Ans.7. (b) \frac{\sqrt{3}}{3\sqrt{5}}
Ans.8. (a) First choice: \pi ; Second choice: 20+16; Third choice: 50-1; Correct Answer: 49

Hint: Apply theorems of irrational number in order to prove whether a given number is irrational or not.

Question.9. Which of the following is NOT an irrational number?

(a) 2 \times \frac{1}{\sqrt{2}}
(b) \sqrt{2} \times \frac{1}{{2}}
(c) \sqrt{2} \times \frac{1}{{\sqrt{3}}}
(d) \sqrt{2} \times \frac{1}{\sqrt{2}}

Question.10. Is 9+\sqrt{2} an irrational number?

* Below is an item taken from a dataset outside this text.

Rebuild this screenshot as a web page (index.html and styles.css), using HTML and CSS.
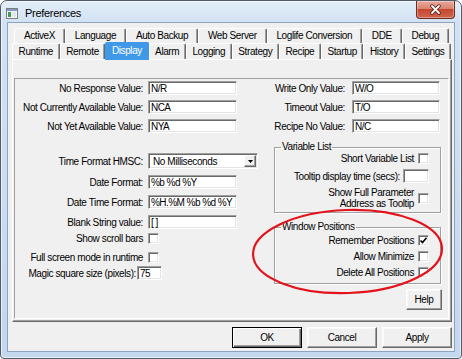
FILE: index.html
```html
<!DOCTYPE html>
<html lang="en">
  <head>
    <meta charset="UTF-8" />
    <title>Preferences</title>
    <link rel="stylesheet" href="styles.css">
  </head>
  <body>
    <div class="window">
      <div class="titlebar">
        <svg class="app-icon" width="12" height="11" viewBox="0 0 12 11">
          <rect x="0.5" y="0.5" width="11" height="10" fill="#f6f6f6" stroke="#7d7d7d" />
          <rect x="1" y="1" width="10" height="2" fill="#7f9cc4" />
          <rect x="2" y="4" width="3" height="5" fill="#3f9b4f" />
          <rect x="6" y="4" width="4" height="5" fill="#dfe6ef" />
        </svg>
        <span class="title">Preferences</span>
        <div class="close-btn">
          <svg width="13" height="11" viewBox="0 0 13 11">
            <path d="M3 2 L10 9 M10 2 L3 9" stroke="#4b1d15" stroke-width="3.4" stroke-linecap="round" />
            <path d="M3 2 L10 9 M10 2 L3 9" stroke="#fff" stroke-width="1.8" stroke-linecap="round" />
          </svg>
        </div>
      </div>

      <div class="client">
        <div class="tabs">
          <div class="tab-row back">
            <div class="tab">ActiveX</div>
            <div class="tab">Language</div>
            <div class="tab">Auto Backup</div>
            <div class="tab">Web Server</div>
            <div class="tab">Loglife Conversion</div>
            <div class="tab">DDE</div>
            <div class="tab">Debug</div>
          </div>
          <div class="tab-row front">
            <div class="tab">Runtime</div>
            <div class="tab">Remote</div>
            <div class="tab selected">Display</div>
            <div class="tab">Alarm</div>
            <div class="tab">Logging</div>
            <div class="tab">Strategy</div>
            <div class="tab">Recipe</div>
            <div class="tab">Startup</div>
            <div class="tab">History</div>
            <div class="tab">Settings</div>
          </div>
        </div>

        <div class="panel">
          <div class="page">
            <div class="col col-left">
              <div class="fields">
                <div class="field">
                  <label for="noResponse">No Response Value:</label>
                  <input class="text-input" type="text" id="noResponse" value="N/R" />
                </div>
                <div class="field">
                  <label for="notCurrent">Not Currently Available Value:</label>
                  <input class="text-input" type="text" id="notCurrent" value="NCA" />
                </div>
                <div class="field">
                  <label for="notYet">Not Yet Available Value:</label>
                  <input class="text-input" type="text" id="notYet" value="NYA" />
                </div>
              </div>

              <div class="fields format">
                <div class="field field-combo">
                  <label>Time Format HMSC:</label>
                  <div class="combo">
                    <span>No Milliseconds</span>
                    <span class="combo-btn">
                      <svg width="5" height="3" viewBox="0 0 5 3"><path d="M0 0 H5 L2.5 3 Z" fill="#000" /></svg>
                    </span>
                  </div>
                </div>
                <div class="field">
                  <label for="dateFormat">Date Format:</label>
                  <input class="text-input" type="text" id="dateFormat" value="%b %d %Y" />
                </div>
                <div class="field">
                  <label for="dateTimeFormat">Date Time Format:</label>
                  <input class="text-input" type="text" id="dateTimeFormat" value="%H.%M %b %d %Y" />
                </div>
                <div class="field">
                  <label for="blankString">Blank String value:</label>
                  <input class="text-input" type="text" id="blankString" value="[ ]" />
                </div>
              </div>

              <div class="checks">
                <div class="field check-row">
                  <label>Show scroll bars</label>
                  <span class="checkbox"></span>
                </div>
                <div class="field check-row">
                  <label>Full screen mode in runtime</label>
                  <span class="checkbox"></span>
                </div>
                <div class="field magic">
                  <label for="magicSize">Magic square size (pixels):</label>
                  <input class="text-input small" type="text" id="magicSize" value="75" />
                </div>
              </div>
            </div>

            <div class="col col-right">
              <div class="fields">
                <div class="field">
                  <label for="writeOnly">Write Only Value:</label>
                  <input class="text-input" type="text" id="writeOnly" value="W/O" />
                </div>
                <div class="field">
                  <label for="timeout">Timeout Value:</label>
                  <input class="text-input" type="text" id="timeout" value="T/O" />
                </div>
                <div class="field">
                  <label for="recipeNo">Recipe No Value:</label>
                  <input class="text-input" type="text" id="recipeNo" value="N/C" />
                </div>
              </div>

              <fieldset class="group group-vars">
                <legend>Variable List</legend>
                <div class="group-body">
                  <div class="group-row">
                    <span>Short Variable List</span>
                    <span class="checkbox"></span>
                  </div>
                  <div class="group-row row-input">
                    <span>Tooltip display time (secs):</span>
                    <input class="text-input tiny" type="text" value="" />
                  </div>
                  <div class="group-row row-multi">
                    <span class="two-line">Show Full Parameter<br />Address as Tooltip</span>
                    <span class="checkbox"></span>
                  </div>
                </div>
              </fieldset>

              <fieldset class="group group-win">
                <legend>Window Positions</legend>
                <div class="group-body">
                  <div class="group-row">
                    <span>Remember Positions</span>
                    <span class="checkbox">
                      <svg width="9" height="9" viewBox="0 0 9 9"><path d="M1.5 4.5 L3.5 6.5 L7.5 1.8" fill="none" stroke="#000" stroke-width="1.7" /></svg>
                    </span>
                  </div>
                  <div class="group-row">
                    <span>Allow Minimize</span>
                    <span class="checkbox"></span>
                  </div>
                  <div class="group-row">
                    <span>Delete All Positions</span>
                    <span class="checkbox"></span>
                  </div>
                </div>
              </fieldset>

              <button class="btn btn-help" type="button">Help</button>
            </div>
          </div>
        </div>

        <div class="buttons">
          <button class="btn btn-default" type="button">OK</button>
          <button class="btn" type="button">Cancel</button>
          <button class="btn" type="button">Apply</button>
        </div>
      </div>

      <!-- red marker drawn over the dialog -->
      <svg class="highlight" width="462" height="359" viewBox="0 0 462 359">
        <ellipse cx="347.5" cy="251.5" rx="94.5" ry="41.5" transform="rotate(-2 347.5 251.5)"
          fill="none" stroke="#e3131c" stroke-width="2.2" />
      </svg>
    </div>
  </body>
</html>
```

FILE: styles.css
```css
* {
  box-sizing: border-box;
  margin: 0;
  padding: 0;
}

body {
  width: 462px;
  height: 359px;
  overflow: hidden;
  background-color: #fff;
  color: #000;
  font-family: "Liberation Sans", Arial, sans-serif;
  font-size: 10px;
  letter-spacing: -0.4px;
}

input,
button {
  font: inherit;
  letter-spacing: inherit;
  color: inherit;
}

/* Window frame */
.window {
  position: relative;
  width: 462px;
  height: 359px;
  display: flex;
  flex-direction: column;
  padding: 0 6px 6px;
  border: 1px solid #4e5c6d;
  border-radius: 7px 7px 4px 4px;
  background: linear-gradient(#e4eefa 0, #d3e2f3 20px, #c3d7ee 100%);
  box-shadow: inset 0 0 0 1px rgba(255, 255, 255, 0.6);
}

.titlebar {
  height: 21px;
  margin: 0 -6px;
  padding: 0 6px 0 5px;
  display: flex;
  align-items: flex-start;
}

.app-icon {
  margin-top: 7px;
  flex: none;
}

.title {
  margin: 5px 0 0 7px;
  font-size: 11px;
  letter-spacing: -0.3px;
  line-height: 14px;
}

.close-btn {
  margin-left: auto;
  width: 39px;
  height: 18px;
  display: flex;
  align-items: center;
  justify-content: center;
  border: 1px solid #6d2b20;
  border-top: none;
  border-radius: 0 0 4px 4px;
  background: linear-gradient(#eaa99b 0, #da8472 45%, #c5472f 50%, #d0654c 100%);
  box-shadow: inset 0 0 0 1px rgba(255, 255, 255, 0.35);
}

.client {
  flex: 1;
  display: flex;
  flex-direction: column;
  background-color: #f0f0f0;
  border: 1px solid #8da3be;
}

/* Tabs */
.tabs {
  margin-top: 5px;
  padding-left: 4px;
}

.tab-row {
  display: flex;
}

.tab-row.back {
  margin-left: 2px;
  width: 435px;
  height: 15px;
}

.tab-row.front {
  width: 439px;
  height: 16px;
}

.tab {
  flex: 1 1 auto;
  padding: 0 3px;
  text-align: center;
  white-space: nowrap;
  border: 1px solid;
  border-color: #fff #696969 transparent #fff;
  border-bottom: none;
  border-radius: 2px 2px 0 0;
  box-shadow: inset -1px 0 #a0a0a0;
  line-height: 14px;
}

.front .tab {
  line-height: 15px;
}

.tab.selected {
  position: relative;
  z-index: 1;
  height: 18px;
  margin-top: -1px;
  background-color: #3f99e8;
  color: #fff;
  line-height: 16px;
  border-color: #3f99e8;
  box-shadow: none;
}

/* Tab page */
.panel {
  margin-left: 4px;
  width: 440px;
  height: 263px;
  padding: 18px 0 0 1px;
  border: 1px solid;
  border-color: #fff #696969 #696969 #fff;
  box-shadow: inset -1px -1px #a0a0a0;
}

.page {
  width: 435px;
  height: 241px;
  display: flex;
  border: 1px solid;
  border-color: #a0a0a0 #fff #fff #a0a0a0;
}

.col {
  display: flex;
  flex-direction: column;
}

.col-left {
  width: 247px;
}

.col-right {
  width: 186px;
}

.fields {
  display: flex;
  flex-direction: column;
  gap: 5px;
  padding-top: 2px;
}

.field {
  display: flex;
  align-items: center;
  height: 14px;
}

.field label {
  flex: none;
  text-align: right;
  white-space: nowrap;
}

.col-left .field label {
  width: 128px;
  margin-right: 5px;
}

.col-right .field label {
  width: 83px;
  margin-right: 7px;
}

.text-input {
  flex: none;
  width: 89px;
  height: 14px;
  padding: 0 2px;
  letter-spacing: -0.55px;
  background-color: #fff;
  border: 1px solid;
  border-color: #a0a0a0 #fff #fff #a0a0a0;
  box-shadow: inset 1px 1px #696969, inset -1px -1px #e3e3e3;
  outline: none;
}

.col-right .text-input {
  width: 88px;
}

.format {
  margin-top: 20px;
  gap: 6px;
  padding-top: 0;
}

.field-combo {
  height: 16px;
}

.combo {
  width: 110px;
  height: 16px;
  display: flex;
  align-items: center;
  padding: 1px 1px 1px 4px;
  background-color: #fff;
  border: 1px solid;
  border-color: #a0a0a0 #fff #fff #a0a0a0;
  box-shadow: inset 1px 1px #696969, inset -1px -1px #e3e3e3;
}

.combo-btn {
  margin-left: auto;
  width: 12px;
  height: 12px;
  display: flex;
  align-items: center;
  justify-content: center;
  background-color: #f0f0f0;
  border: 1px solid;
  border-color: #fff #696969 #696969 #fff;
  box-shadow: inset -1px -1px #a0a0a0;
}

.checks {
  margin-top: 4px;
  display: flex;
  flex-direction: column;
}

.check-row {
  height: 11px;
}

.check-row + .check-row {
  margin-top: 8px;
}

.magic {
  margin-top: 3px;
}

.col-left .magic label {
  width: 121px;
  margin-right: 1px;
}

.col-left .text-input.small {
  width: 25px;
}

.checkbox {
  flex: none;
  width: 11px;
  height: 11px;
  display: flex;
  align-items: center;
  justify-content: center;
  background-color: #fff;
  border: 1px solid;
  border-color: #a0a0a0 #fff #fff #a0a0a0;
  box-shadow: inset 1px 1px #696969, inset -1px -1px #e3e3e3;
}

/* Group boxes */
.group {
  margin-left: 12px;
  width: 167px;
  min-width: 0;
  padding: 0 11px 3px 0;
  border: 1px solid #a0a0a0;
  box-shadow: inset 1px 1px #fff, 1px 1px #fff;
}

.group legend {
  margin-left: 6px;
  padding: 0 1px;
  line-height: 12px;
}

.group-vars {
  margin-top: 8px;
}

.group-win {
  margin-top: 8px;
  padding-top: 2px;
  padding-bottom: 5px;
}

.group-body {
  display: flex;
  flex-direction: column;
}

.group-row {
  display: flex;
  justify-content: flex-end;
  align-items: center;
  gap: 4px;
  height: 11px;
  white-space: nowrap;
}

.group-win .group-row + .group-row {
  margin-top: 5px;
}

.row-input {
  margin-top: 5px;
  height: 14px;
  gap: 3px;
}

.col-right .text-input.tiny {
  width: 26px;
}

.row-multi {
  margin-top: 4px;
  height: 22px;
}

.two-line {
  text-align: right;
  line-height: 11px;
}

/* Buttons */
.btn {
  height: 21px;
  background-color: #f0f0f0;
  border: 1px solid;
  border-color: #fff #696969 #696969 #fff;
  box-shadow: inset -1px -1px #a0a0a0, inset 1px 1px #f8f8f8;
}

.btn-default {
  border-color: #000;
  box-shadow: inset 1px 1px #fff, inset -1px -1px #696969, inset -2px -2px #a0a0a0;
}

.btn-help {
  margin-top: 5px;
  margin-right: 6px;
  align-self: flex-end;
  width: 36px;
}

.buttons {
  margin-top: 5px;
  padding-right: 2px;
  display: flex;
  justify-content: flex-end;
  gap: 5px;
}

.buttons .btn {
  width: 70px;
}

.highlight {
  position: absolute;
  top: -1px;
  left: -1px;
  pointer-events: none;
}
```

(a) No, because if 9+\sqrt{2}=\frac{a}{b} where a and b are integers and b\neq 0 , then \sqrt{2}=\frac{9b-a}{b} , but \sqrt{2} is an irrational number. So, 9+\sqrt{2} \neq \frac{a}{b} .
(b) No, because if 9+\sqrt{2}=\frac{a}{b} , where a and b are integers and b\neq 0 , then \sqrt{2}=\frac{9b+a}{b} , but \sqrt{2} is an irrational number. So, 9+\sqrt{2} \neq \frac{a}{b} .
(c) Yes, because if 9+\sqrt{2}=\frac{a}{b} , where a and b are integers and b\neq 0 , then \sqrt{2}=\frac{9b-a}{b} , but \sqrt{2} is an irrational number. So, 9+\sqrt{2} \neq \frac{a}{b} .
(d) Yes, because if 9+\sqrt{2}=\frac{a}{b} , where a and b are integers and b\neq 0 , then \sqrt{2}=\frac{9b+a}{b} , but \sqrt{2} is an irrational number. So, 9+\sqrt{2} \neq \frac{a}{b} .

Ans.9. (d) \sqrt{2} \times \frac{1}{\sqrt{2}}
Ans.10. (b) No, because if 9+\sqrt{2}=\frac{a}{b} , where a and b are integers and b\neq 0 , then \sqrt{2}=\frac{9b+a}{b} , but \sqrt{2} is an irrational number. So, 9+\sqrt{2} \neq \frac{a}{b} .

Hint: Apply theorems of rational numbers in order to find out about the nature of their decimal representation and their factors.

Question.11. Which of the following is equivalent to a decimal that terminates?

(a) \frac{1}{5^{2}2^{2}}
(b) \frac{1}{2^{2}3}
(c) \frac{1}{5^{2}7}
(d) \frac{1}{5^{2}11^{2}}

Question.12. The fractions \frac{3}{a} and \frac{7}{b} are equivalent to decimals that terminate. Which best describes the product of a and b?

(a) It is a prime number.
(b) It cannot be an odd number.
(c) It is of the form 21 k , where k could be multiples of 2 or 5.
(d) It is of the form 21 k , where k could be multiples of 7 or 9.

Ans.11. (a) (a) \frac{1}{5^{2}2^{2}}
Ans.12. (c) It is of the form 21 k , where k could be multiples of 2 or 5.